THE REQUEST |
Copy every line of the listing that holds the string "page".

GIVEN INFORMATION |
- - -

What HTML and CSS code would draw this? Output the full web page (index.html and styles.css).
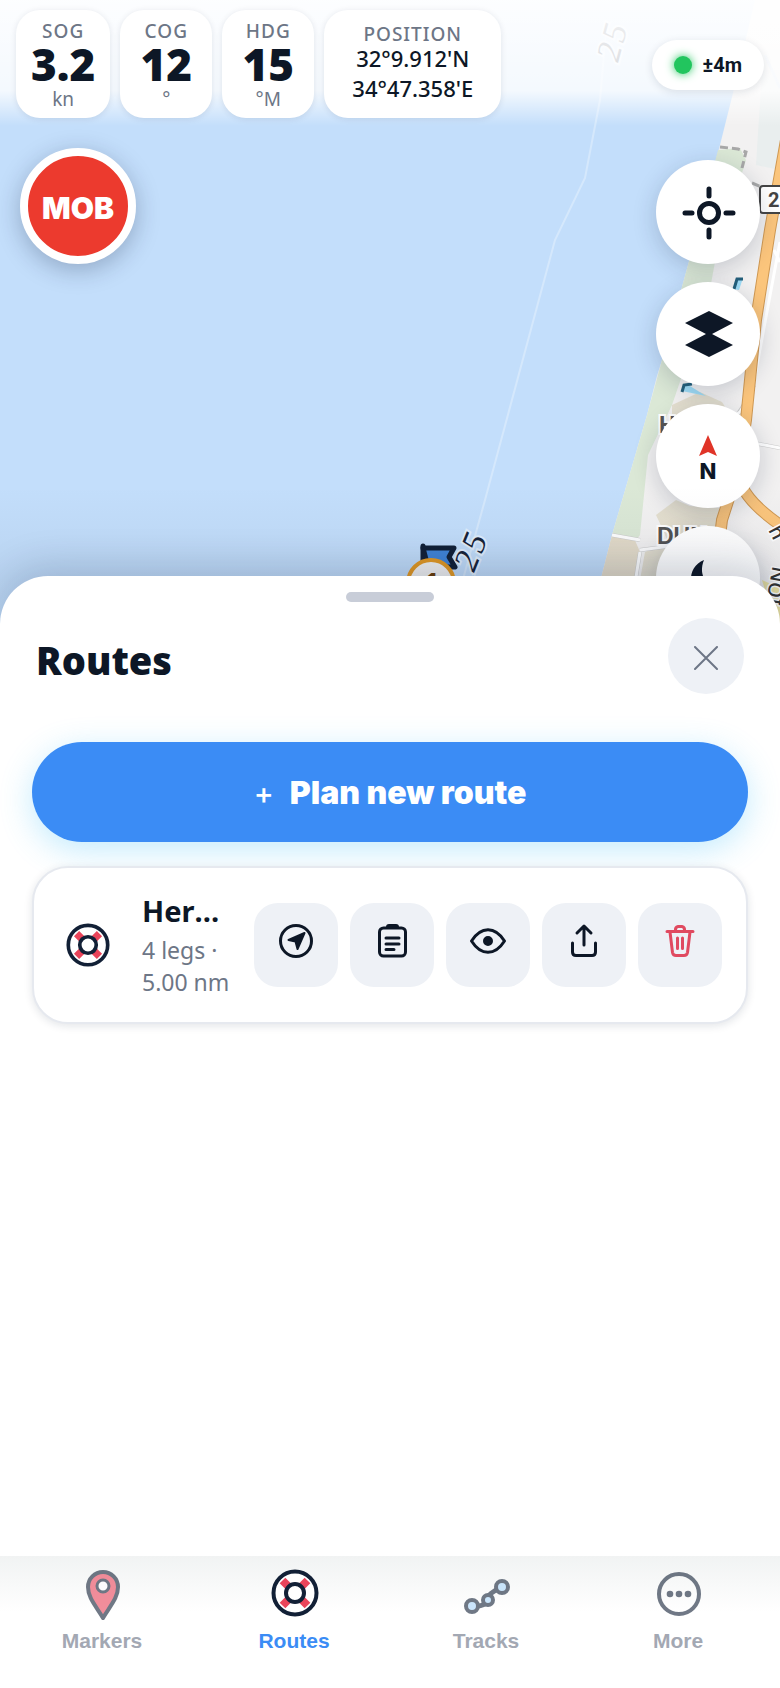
FILE: index.html
```html
<!DOCTYPE html>
<html lang="en">
<head>
<meta charset="utf-8">
<meta name="viewport" content="width=device-width, initial-scale=1">
<title>Routes</title>
<link rel="stylesheet" href="styles.css">
</head>
<body>
<svg class="defs" aria-hidden="true">
  <symbol id="ring" viewBox="0 0 48 48">
    <circle cx="24" cy="24" r="21" fill="#fff"/>
    <path d="M11.500 11.500 36.500 36.500M36.500 11.500 11.500 36.500" stroke="#ea445a" stroke-width="8"/>
    <circle cx="24" cy="24" r="21.500" fill="none" stroke="#122036" stroke-width="4"/>
    <circle cx="24" cy="24" r="9" fill="#fff" stroke="#122036" stroke-width="4"/>
  </symbol>
</svg>
<div class="app">
  <main class="stage">
    <svg class="map" viewBox="0 0 780 660" preserveAspectRatio="xMaxYMin slice" aria-hidden="true">
      <rect width="780" height="660" fill="#c3defb"/>
      <path d="M606 30 600 100 585 178 555 240 485 500 460 590" fill="none" stroke="#d5e8fc" stroke-width="2"/>
      <path d="M755 0 733 93 720 145 688 265 662 360 657 376 647 415 612 535 598 590 590 660H780V0Z" fill="#f2f1f1"/>
      <path d="M762 70H780V170L756 165Z" fill="#e9eeee"/>
      <path d="M718 150 740 148 746 160 715 262 708 300 672 405 648 455 640 535 632 545 612 535 647 415 662 360 688 265Z" fill="#dbe8d6"/>
      <path d="M612 535 634 538 640 552 636 590H598Z" fill="#e4dcca"/>
      <path d="M672 405 700 392 722 402 740 430 700 460 672 440Z" fill="#e4dfcf"/>
      <path d="M676 500 690 506 719 508 716 580H640L645 552 668 543 664 532 656 515Z" fill="#e4dfcf"/>
      <path d="M720 147 738 149 746 152 742 168M752 183 764 188" fill="none" stroke="#a8a8a8" stroke-width="3" stroke-dasharray="8 4"/>
      <path d="M765 55 780 88" stroke="#d8e5f5" stroke-width="3"/>
      <path d="M754 385 742 408 730 425M754 443 780 448M640 550 716 540M612 535 640 540M640 552 634 590" fill="none" stroke="#ccc" stroke-width="4"/>
      <path d="M780 242 752 392 740 412 718 425M754 443 780 448M640 550 716 540M612 535 640 540M640 552 634 590M774 250 780 262" fill="none" stroke="#fff" stroke-width="3"/>
      <path d="M786 140 770 230 756 320 746 420 738 470 722 520 712 600M742 486Q752 508 794 534" fill="none" stroke="#cf9852" stroke-width="12"/>
      <path d="M786 140 770 230 756 320 746 420 738 470 722 520 712 600M742 486Q752 508 794 534" fill="none" stroke="#fbc57c" stroke-width="10"/>
      <path d="M736 279 743 278 739 290 733 289Z" fill="#9fdcf6"/>
      <path d="M734 289 737 279 743 279" fill="none" stroke="#24607c" stroke-width="3"/>
      <path d="M684 384 690 386 706 396 682 391Z" fill="#9fdcf6"/>
      <path d="M682 392 684 385 692 384" fill="none" stroke="#24607c" stroke-width="3"/>
      <path d="M762 580 780 588V640Z" fill="#efe6a5"/>
      <g><rect x="760" y="186" width="34" height="27" rx="3" fill="#fff" stroke="#444" stroke-width="2"/><text x="768" y="207" class="road-no">2</text></g>
      <text class="place" x="659" y="433">Herzliya</text>
      <text class="place" x="657" y="544">DUN</text>
      <text class="street" transform="translate(768 530) rotate(62)">h</text>
      <text class="street" transform="translate(780 606) rotate(-80)">ION</text>
      <text class="depth" transform="translate(618 63) rotate(-75)">25</text>
      <text class="depth" transform="translate(474 573) rotate(-68)">25</text>
      <path d="M423 548H454L449 557 455 567H428Z" fill="#4185d9" stroke="#122036" stroke-width="5" stroke-linejoin="round"/>
      <path d="M423 546V590" stroke="#122036" stroke-width="5" stroke-linecap="round"/>
      <circle cx="431" cy="583" r="23" fill="#f3f3f3" stroke="#e59a22" stroke-width="4"/>
      <text class="stop" x="424" y="592">1</text>
    </svg>
    <div class="veil"></div>
    <div class="shade"></div>
    <header class="topbar">
      <dl class="readouts">
        <div class="chip"><dt>SOG</dt><dd class="value">3.2</dd><dd class="unit">kn</dd></div>
        <div class="chip"><dt>COG</dt><dd class="value">12</dd><dd class="unit">°</dd></div>
        <div class="chip"><dt>HDG</dt><dd class="value">15</dd><dd class="unit">°M</dd></div>
        <div class="chip position"><dt>POSITION</dt><dd class="coord">32°9.912'N</dd><dd class="coord">34°47.358'E</dd></div>
      </dl>
      <div class="gps"><span class="dot"></span>±4m</div>
    </header>
    <div class="controls">
      <button class="mob" type="button">MOB</button>
      <div class="tools">
        <button class="tool" type="button" aria-label="Center on my position">
          <svg width="56" height="56" viewBox="0 0 56 56" fill="none" stroke="#0d1726" stroke-width="5" stroke-linecap="round"><circle cx="29" cy="29" r="9.500"/><path d="M29 5V12M29 46V53M5 29H12M46 29H53"/></svg>
        </button>
        <button class="tool" type="button" aria-label="Layers">
          <svg width="56" height="56" viewBox="0 0 56 56" fill="#0d1726"><path d="M29 5 53 17 32 28 53 39 29 51 5 39 26 28 5 17Z"/></svg>
        </button>
        <button class="tool north" type="button">
          <svg width="18" height="22" viewBox="0 0 18 22" fill="#e03428" aria-hidden="true"><path d="M9 0 18 21 9 17 0 21Z"/></svg>N
        </button>
        <button class="tool" type="button" aria-label="Night mode">
          <svg width="56" height="56" viewBox="0 0 56 56" fill="#0d1726"><path d="M24 10C6 17 6 44 28 48 38 49 44 44 47 37 29 41 17 27 24 10Z"/></svg>
        </button>
      </div>
    </div>
  </main>

  <section class="sheet" aria-labelledby="sheet-title">
    <div class="handle"></div>
    <div class="sheet-head">
      <h1 id="sheet-title">Routes</h1>
      <button class="close" type="button" aria-label="Close">
        <svg width="24" height="24" viewBox="0 0 24 24" stroke="#6d7686" stroke-width="2" stroke-linecap="round"><path d="M1 1 23 23M23 1 1 23"/></svg>
      </button>
    </div>
    <button class="plan" type="button"><span class="plus">+</span>Plan new route</button>
    <article class="route">
      <svg class="route-icon" width="44" height="44" aria-hidden="true"><use href="#ring"/></svg>
      <div class="route-text">
        <h2>Herzliya Marina loop</h2>
        <p>4 legs · 5.00 nm</p>
      </div>
      <div class="actions">
        <button type="button" aria-label="Navigate"><svg viewBox="0 0 40 40"><circle cx="20" cy="20" r="15.500"/><path class="solid" d="M28.500 12 21.500 28 19.500 20.500 12.500 19Z"/></svg></button>
        <button type="button" aria-label="Details"><svg viewBox="0 0 40 40"><rect x="7.500" y="7" width="26" height="28" rx="4"/><path class="solid" d="M15 7V6Q15 4 17 4H24Q26 4 26 6V7Z"/><path d="M14 17H27M14 23H27M14 28.500H22"/></svg></button>
        <button type="button" aria-label="Show on map"><svg viewBox="0 0 40 40"><path d="M3.500 20C13 5 27 5 36.500 20 27 35 13 35 3.500 20Z"/><circle class="solid" cx="20" cy="20" r="4"/></svg></button>
        <button type="button" aria-label="Share"><svg viewBox="0 0 40 40"><path d="M20 24V6M13 12 20 5 27 12M8.500 22V31Q8.500 34.500 12 34.500H28Q31.500 34.500 31.500 31V22"/></svg></button>
        <button class="danger" type="button" aria-label="Delete"><svg viewBox="0 0 40 40"><path d="M7 10.500H33M10 11 12.500 31.500Q13 34.500 16 34.500H24Q27 34.500 27.500 31.500L30 11M15.500 10Q15 6 18 5.500H22Q25 6 24.500 10M17.500 17V27.500M22.500 17V27.500"/></svg></button>
      </div>
    </article>
  </section>

  <nav class="tabs">
    <a href="#markers"><svg class="muted" width="52" height="52" viewBox="0 0 52 52"><path d="M27 50C20 38 12 30 12 19A15 15 0 0 1 42 19C42 30 34 38 27 50Z" fill="#ea445a" stroke="#122036" stroke-width="4" stroke-linejoin="round"/><circle cx="27" cy="18" r="6" fill="#fff" stroke="#122036" stroke-width="3"/></svg>Markers</a>
    <a class="active" href="#routes" aria-current="page"><svg width="52" height="52" viewBox="-3 -1 52 52"><use href="#ring" width="48" height="48"/></svg>Routes</a>
    <a href="#tracks"><svg class="muted" width="52" height="52" viewBox="0 0 52 52" fill="#a9d6fb" stroke="#122036" stroke-width="4"><path d="M12 38Q26 39 27 32T42 19" fill="none" stroke-width="5"/><circle cx="12" cy="38" r="6"/><circle cx="28" cy="32" r="5"/><circle cx="42" cy="19" r="6"/></svg>Tracks</a>
    <a href="#more"><svg class="muted" width="52" height="52" viewBox="0 0 52 52" fill="none" stroke="#122036" stroke-width="4"><circle cx="27" cy="26" r="20"/><g fill="#122036" stroke="none"><circle cx="18" cy="26" r="3.300"/><circle cx="27" cy="26" r="3.300"/><circle cx="36" cy="26" r="3.300"/></g></svg>More</a>
  </nav>
</div>
</body>
</html>
```
FILE: styles.css
```css
* { box-sizing: border-box; }
body { margin: 0; font-family: "Noto Sans", "Open Sans", sans-serif; color: #0d1726; background: #fff; }
button { border: 0; padding: 0; font: inherit; color: inherit; cursor: pointer; }
h1, h2, p, dl, dd { margin: 0; }
.defs { position: absolute; width: 0; height: 0; }
.app { display: flex; flex-direction: column; height: 100vh; overflow: hidden; }

.stage { position: relative; flex: 1; min-height: 0; }
.map { position: absolute; top: 0; left: 0; width: 100%; height: 660px; }
.veil { position: absolute; top: 0; left: 0; right: 0; height: 126px; background: linear-gradient(rgba(255,255,255,.96), rgba(255,255,255,.82) 72%, rgba(255,255,255,0)); }
.shade { position: absolute; z-index: 2; left: 0; right: 0; bottom: -60px; height: 150px; pointer-events: none; background: linear-gradient(rgba(13,30,60,0), rgba(13,30,60,.05) 60%); }
.place { font: 700 23px "Liberation Sans", sans-serif; fill: #555; stroke: #fff; stroke-width: 4px; paint-order: stroke; }
.street { font: 500 20px "Noto Sans", sans-serif; fill: #333; stroke: #fff; stroke-width: 3px; paint-order: stroke; }
.road-no { font: 700 20px Roboto, sans-serif; fill: #444; }
.depth { font: italic 34px "Liberation Serif", serif; fill: #172338; stroke: #e0effd; stroke-width: 4px; paint-order: stroke; letter-spacing: 3px; }
.stop { font: 800 26px "Noto Sans", sans-serif; fill: #6b3c08; }

.topbar { position: relative; display: flex; justify-content: space-between; align-items: flex-start; padding: 10px 16px 0; }
.readouts { display: flex; gap: 10px; }
.chip { display: flex; flex-direction: column; align-items: center; justify-content: center; min-width: 92px; height: 108px; padding: 4px 15px 0; border-radius: 24px; background: #fff; box-shadow: 0 1px 6px rgba(13,30,60,.1); text-align: center; }
.chip dt { font-size: 19px; line-height: 22px; font-weight: 500; letter-spacing: 1px; color: #6d7686; }
.value { font-size: 44px; line-height: 44px; font-weight: 900; }
.unit { font-size: 19px; line-height: 26px; color: #6d7686; }
.chip.position { padding: 0 28px; }
.coord { font-size: 22px; line-height: 30px; font-weight: 500; }
.position dt { line-height: 18px; }
.gps { display: flex; align-items: center; gap: 10px; margin-top: 30px; height: 50px; padding: 0 22px; border-radius: 25px; background: #fff; box-shadow: 0 2px 8px rgba(13,30,60,.12); font: 700 20px Roboto, sans-serif; }
.dot { width: 18px; height: 18px; border-radius: 50%; background: #22c55e; box-shadow: 0 0 10px #22c55e; }

.controls { position: relative; display: flex; justify-content: space-between; align-items: flex-start; padding: 30px 20px 0; }
.mob { width: 116px; height: 116px; padding-top: 4px; border: 8px solid #fff; border-radius: 50%; background: #ec3a2e; color: #fff; font: 900 30px Inter, sans-serif; box-shadow: 0 6px 24px rgba(13,30,60,.28); }
.tools { display: flex; flex-direction: column; gap: 18px; padding-top: 12px; }
.tool { display: flex; align-items: center; justify-content: center; width: 104px; height: 104px; border-radius: 50%; background: #fff; box-shadow: 0 6px 24px rgba(13,30,60,.2); }
.north { flex-direction: column; gap: 0; padding-top: 8px; font: 800 22px/28px Inter, sans-serif; }

.sheet { position: relative; z-index: 3; flex: 0 0 calc(58vh + 1px); padding: 16px 32px; border-radius: 48px 48px 0 0; background: #fff; box-shadow: 0 -8px 40px rgba(13,30,60,.18); }
.handle { width: 88px; height: 10px; margin: 0 auto; border-radius: 5px; background: #c8cdd8; }
.sheet-head { display: flex; align-items: center; justify-content: space-between; padding: 16px 4px 48px; }
.sheet-head h1 { font-size: 38px; line-height: 52px; padding-top: 8px; font-weight: 900; }
.close { display: flex; align-items: center; justify-content: center; width: 76px; height: 76px; padding-top: 4px; border-radius: 50%; background: #eef1f6; }
.plan { display: flex; align-items: center; justify-content: center; gap: 16px; width: 100%; height: 100px; padding-top: 2px; border-radius: 50px; background: #3b8cf5; color: #fff; font: 900 32px Inter, sans-serif; box-shadow: 0 8px 32px rgba(56,189,248,.3); }
.plus { font-size: 30px; font-weight: 500; }
.route { display: flex; align-items: center; margin-top: 24px; padding: 24px; border: 2px solid #e6e9ef; border-radius: 36px; background: #fff; box-shadow: 0 2px 8px rgba(13,30,60,.12); }
.route-icon { flex: none; margin: 0 32px 0 8px; }
.route-text { flex: 1; min-width: 0; margin-right: 16px; }
.route h2 { padding-right: 8px; font-size: 29px; line-height: 38px; font-weight: 700; overflow: hidden; white-space: nowrap; text-overflow: ellipsis; }
.route p { margin-top: 4px; font-size: 23px; line-height: 32px; color: #6d7686; }
.actions { display: flex; flex: none; gap: 12px; }
.actions button { display: flex; align-items: center; justify-content: center; width: 84px; height: 84px; padding-bottom: 8px; border-radius: 24px; background: #eef1f6; }
.actions svg { width: 40px; height: 40px; fill: none; stroke: #0d1726; stroke-width: 3px; stroke-linecap: round; stroke-linejoin: round; }
.actions .solid { fill: #0d1726; stroke-width: 2px; }
.actions .danger svg { stroke: #e04a60; }

.tabs { position: relative; z-index: 4; display: grid; grid-template-columns: repeat(4, 1fr); flex: none; height: 132px; padding: 12px 6px; background: linear-gradient(#f1f3f3, #fff 56px); }
.tabs a { display: flex; flex-direction: column; align-items: center; gap: 8px; color: #a3a8b3; font: 700 21px/26px "Liberation Sans", sans-serif; text-decoration: none; }
.tabs .active { color: #3b8cf5; }
.muted { opacity: .6; }
```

- - -

EXERCISE ANSWER |
What HTML and CSS code would draw this? Output the full web page (index.html and styles.css).
    <a class="active" href="#routes" aria-current="page"><svg width="52" height="52" viewBox="-3 -1 52 52"><use href="#ring" width="48" height="48"/></svg>Routes</a>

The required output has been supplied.